Oleh karenanya menurut hemat kami, jika seseorang mendiamkan atau melakukan hajr kepada saudaranya disebabkan karena orang tersebut menyalahi sunah Nabi Saw atau karena amal bid’ah yang dilakukannya, atau karena ketakaburan dan kedzalimannya, dan hajr tersebut dilakukan agar saudaranya kembali kepada jalan yang benar, maka hajr yang demikian hukumnya mubah. Tapi jika seseorang meng-hajr saudaranya disebabkan karena semata-mata tidak mampu mengontrol emosi dan kemarahan yang memungkinkan akan lahirnya doa-doa buruk untuk saudara seiman apalagi medorong munculnya tindakan-tindakan yang mencelakakan atau merugikan, bahkan akan menyebabkan putusnya silaturahmi, maka hajr tersebut hukumnya haram.


وَعَنْ جُبَيْرِ بْنِ مُطْعِمٍ رضي الله عنه قَالَ: قَالَ رَسُولُ فِيْهِ مِنَ الفِقْهِ أَنَّ مَنْ خَالَفَ السُّنةَ: "لَا يَدْخُلُ ‌الْجَنَّةَ ‌قَاطِعٌ" يَعْنِي قَاطِعَ رَحِمٍ.


Dari Jubair bin Ra kepadanya ia berkata: Rasulullah Saw telah bersabda, “Tidak masuk surga para pemutus, yakni orang-orang yang memutuskan tali persaudaraan. (HR. al-Bukhari, No. 5984 & Muslim, No. 2556)


Sekedar sebuah contoh Hajr yang sebabnya karena insting dorongan emosi pernah dialami oleh Abdullah bin az-Zubair r.a dan Aisyah Ummul mukminin r.a yang kisahnya dimuat secara lengkap dalam hadis yang diriwayatkan oleh imam al-Bukhari no 5611.


Kedua sahabat yang mulia ini saling mendiamkan satu sama lain bahkan sampai bersumpah untuk saling mendiamkan selama-lamanya. Tetapi setelah Abdullah bin Zubair sadar dan dia segera mendatangi Aisyah, terjadilah ishlah di antara keduanya.

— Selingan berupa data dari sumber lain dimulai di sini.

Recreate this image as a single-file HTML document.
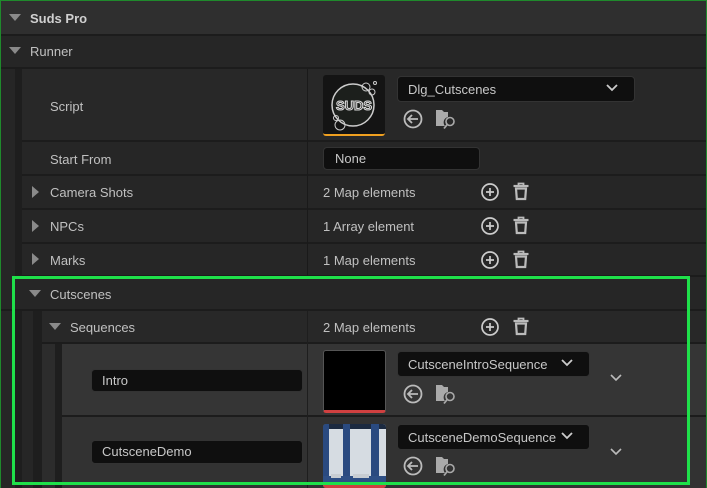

Dengan dalil-dalil dan keterangan di atas, dapat disimpulkan bahwa:


  1. Hajr (Mendiamkan atau menjauhi) saudara mukmin lainnya disebabkan karena maksud mengubah keburukan menjadi kebaikan yang ada pada saudaranya, hukumnya mubah.
  2. Hajr (Mendiamkan atau menjauhi) saudara mukmin lainnya disebabkan karena semata-mata kebencian dan permusuhan lebih dari tiga hari tiga malam hukumnya haram.
  3. Memusuhi saudara mukmin lain hingga terputusnya silaturahmi hukumnya haram.